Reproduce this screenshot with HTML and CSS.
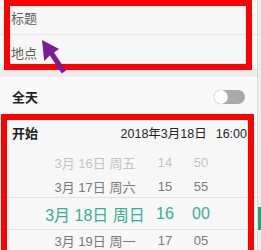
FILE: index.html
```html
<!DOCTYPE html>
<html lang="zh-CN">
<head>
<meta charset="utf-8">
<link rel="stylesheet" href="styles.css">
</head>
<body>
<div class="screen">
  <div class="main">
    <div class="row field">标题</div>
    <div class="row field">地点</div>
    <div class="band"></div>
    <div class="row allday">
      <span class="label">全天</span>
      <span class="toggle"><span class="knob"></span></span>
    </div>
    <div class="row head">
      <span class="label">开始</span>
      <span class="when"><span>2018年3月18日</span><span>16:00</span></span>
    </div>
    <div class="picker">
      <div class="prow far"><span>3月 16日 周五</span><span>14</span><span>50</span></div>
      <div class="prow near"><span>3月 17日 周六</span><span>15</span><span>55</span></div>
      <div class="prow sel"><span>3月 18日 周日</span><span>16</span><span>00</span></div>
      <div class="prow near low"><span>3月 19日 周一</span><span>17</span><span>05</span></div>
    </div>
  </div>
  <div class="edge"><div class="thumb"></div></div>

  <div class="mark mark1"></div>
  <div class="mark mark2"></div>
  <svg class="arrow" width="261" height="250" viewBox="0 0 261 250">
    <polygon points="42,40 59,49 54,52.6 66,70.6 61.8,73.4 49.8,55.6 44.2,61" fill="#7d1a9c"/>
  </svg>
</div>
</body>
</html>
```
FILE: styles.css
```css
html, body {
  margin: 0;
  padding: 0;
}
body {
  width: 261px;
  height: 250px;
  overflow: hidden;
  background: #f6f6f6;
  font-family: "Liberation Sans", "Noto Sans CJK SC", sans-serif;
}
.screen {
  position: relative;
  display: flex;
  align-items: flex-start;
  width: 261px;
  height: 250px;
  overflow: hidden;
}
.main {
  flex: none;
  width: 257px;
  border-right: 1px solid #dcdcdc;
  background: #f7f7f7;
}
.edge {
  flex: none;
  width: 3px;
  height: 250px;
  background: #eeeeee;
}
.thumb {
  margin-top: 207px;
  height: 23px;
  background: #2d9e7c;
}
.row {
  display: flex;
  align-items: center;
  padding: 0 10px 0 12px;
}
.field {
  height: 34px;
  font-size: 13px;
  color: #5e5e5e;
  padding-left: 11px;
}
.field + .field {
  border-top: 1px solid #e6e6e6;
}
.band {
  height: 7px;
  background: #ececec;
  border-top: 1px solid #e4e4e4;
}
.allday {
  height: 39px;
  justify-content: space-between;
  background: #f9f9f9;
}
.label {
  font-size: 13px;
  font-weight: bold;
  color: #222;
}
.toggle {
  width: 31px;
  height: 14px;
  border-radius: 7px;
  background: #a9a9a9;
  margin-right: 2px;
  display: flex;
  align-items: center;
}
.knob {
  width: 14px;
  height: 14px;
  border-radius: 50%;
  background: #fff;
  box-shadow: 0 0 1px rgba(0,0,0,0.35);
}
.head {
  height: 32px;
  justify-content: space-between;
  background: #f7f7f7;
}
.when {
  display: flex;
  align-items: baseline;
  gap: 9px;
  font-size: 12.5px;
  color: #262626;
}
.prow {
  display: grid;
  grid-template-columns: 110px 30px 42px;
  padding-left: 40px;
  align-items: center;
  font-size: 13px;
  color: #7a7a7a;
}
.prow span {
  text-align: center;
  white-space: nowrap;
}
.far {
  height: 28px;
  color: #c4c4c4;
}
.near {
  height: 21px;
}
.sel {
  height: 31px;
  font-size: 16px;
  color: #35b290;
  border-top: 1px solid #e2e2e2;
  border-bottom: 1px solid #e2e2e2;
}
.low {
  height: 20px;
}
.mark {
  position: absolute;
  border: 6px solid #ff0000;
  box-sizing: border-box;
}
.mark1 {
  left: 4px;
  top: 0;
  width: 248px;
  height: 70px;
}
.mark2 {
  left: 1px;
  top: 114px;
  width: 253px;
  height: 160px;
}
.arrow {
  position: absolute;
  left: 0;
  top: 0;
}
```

● ● ● ● ● ● ●

* [Task to carry out] Reproduce every line above as written, skipping pictures.

* [Reply]
Reproduce this screenshot with HTML and CSS.
FILE: index.html
```html
<!DOCTYPE html>
<html lang="zh-CN">
<head>
<meta charset="utf-8">
<link rel="stylesheet" href="styles.css">
</head>
<body>
<div class="screen">
  <div class="main">
    <div class="row field">标题</div>
    <div class="row field">地点</div>
    <div class="band"></div>
    <div class="row allday">
      <span class="label">全天</span>
      <span class="toggle"><span class="knob"></span></span>
    </div>
    <div class="row head">
      <span class="label">开始</span>
      <span class="when"><span>2018年3月18日</span><span>16:00</span></span>
    </div>
    <div class="picker">
      <div class="prow far"><span>3月 16日 周五</span><span>14</span><span>50</span></div>
      <div class="prow near"><span>3月 17日 周六</span><span>15</span><span>55</span></div>
      <div class="prow sel"><span>3月 18日 周日</span><span>16</span><span>00</span></div>
      <div class="prow near low"><span>3月 19日 周一</span><span>17</span><span>05</span></div>
    </div>
  </div>
  <div class="edge"><div class="thumb"></div></div>

  <div class="mark mark1"></div>
  <div class="mark mark2"></div>
  <svg class="arrow" width="261" height="250" viewBox="0 0 261 250">
    <polygon points="42,40 59,49 54,52.6 66,70.6 61.8,73.4 49.8,55.6 44.2,61" fill="#7d1a9c"/>
  </svg>
</div>
</body>
</html>
```
FILE: styles.css
```css
html, body {
  margin: 0;
  padding: 0;
}
body {
  width: 261px;
  height: 250px;
  overflow: hidden;
  background: #f6f6f6;
  font-family: "Liberation Sans", "Noto Sans CJK SC", sans-serif;
}
.screen {
  position: relative;
  display: flex;
  align-items: flex-start;
  width: 261px;
  height: 250px;
  overflow: hidden;
}
.main {
  flex: none;
  width: 257px;
  border-right: 1px solid #dcdcdc;
  background: #f7f7f7;
}
.edge {
  flex: none;
  width: 3px;
  height: 250px;
  background: #eeeeee;
}
.thumb {
  margin-top: 207px;
  height: 23px;
  background: #2d9e7c;
}
.row {
  display: flex;
  align-items: center;
  padding: 0 10px 0 12px;
}
.field {
  height: 34px;
  font-size: 13px;
  color: #5e5e5e;
  padding-left: 11px;
}
.field + .field {
  border-top: 1px solid #e6e6e6;
}
.band {
  height: 7px;
  background: #ececec;
  border-top: 1px solid #e4e4e4;
}
.allday {
  height: 39px;
  justify-content: space-between;
  background: #f9f9f9;
}
.label {
  font-size: 13px;
  font-weight: bold;
  color: #222;
}
.toggle {
  width: 31px;
  height: 14px;
  border-radius: 7px;
  background: #a9a9a9;
  margin-right: 2px;
  display: flex;
  align-items: center;
}
.knob {
  width: 14px;
  height: 14px;
  border-radius: 50%;
  background: #fff;
  box-shadow: 0 0 1px rgba(0,0,0,0.35);
}
.head {
  height: 32px;
  justify-content: space-between;
  background: #f7f7f7;
}
.when {
  display: flex;
  align-items: baseline;
  gap: 9px;
  font-size: 12.5px;
  color: #262626;
}
.prow {
  display: grid;
  grid-template-columns: 110px 30px 42px;
  padding-left: 40px;
  align-items: center;
  font-size: 13px;
  color: #7a7a7a;
}
.prow span {
  text-align: center;
  white-space: nowrap;
}
.far {
  height: 28px;
  color: #c4c4c4;
}
.near {
  height: 21px;
}
.sel {
  height: 31px;
  font-size: 16px;
  color: #35b290;
  border-top: 1px solid #e2e2e2;
  border-bottom: 1px solid #e2e2e2;
}
.low {
  height: 20px;
}
.mark {
  position: absolute;
  border: 6px solid #ff0000;
  box-sizing: border-box;
}
.mark1 {
  left: 4px;
  top: 0;
  width: 248px;
  height: 70px;
}
.mark2 {
  left: 1px;
  top: 114px;
  width: 253px;
  height: 160px;
}
.arrow {
  position: absolute;
  left: 0;
  top: 0;
}
```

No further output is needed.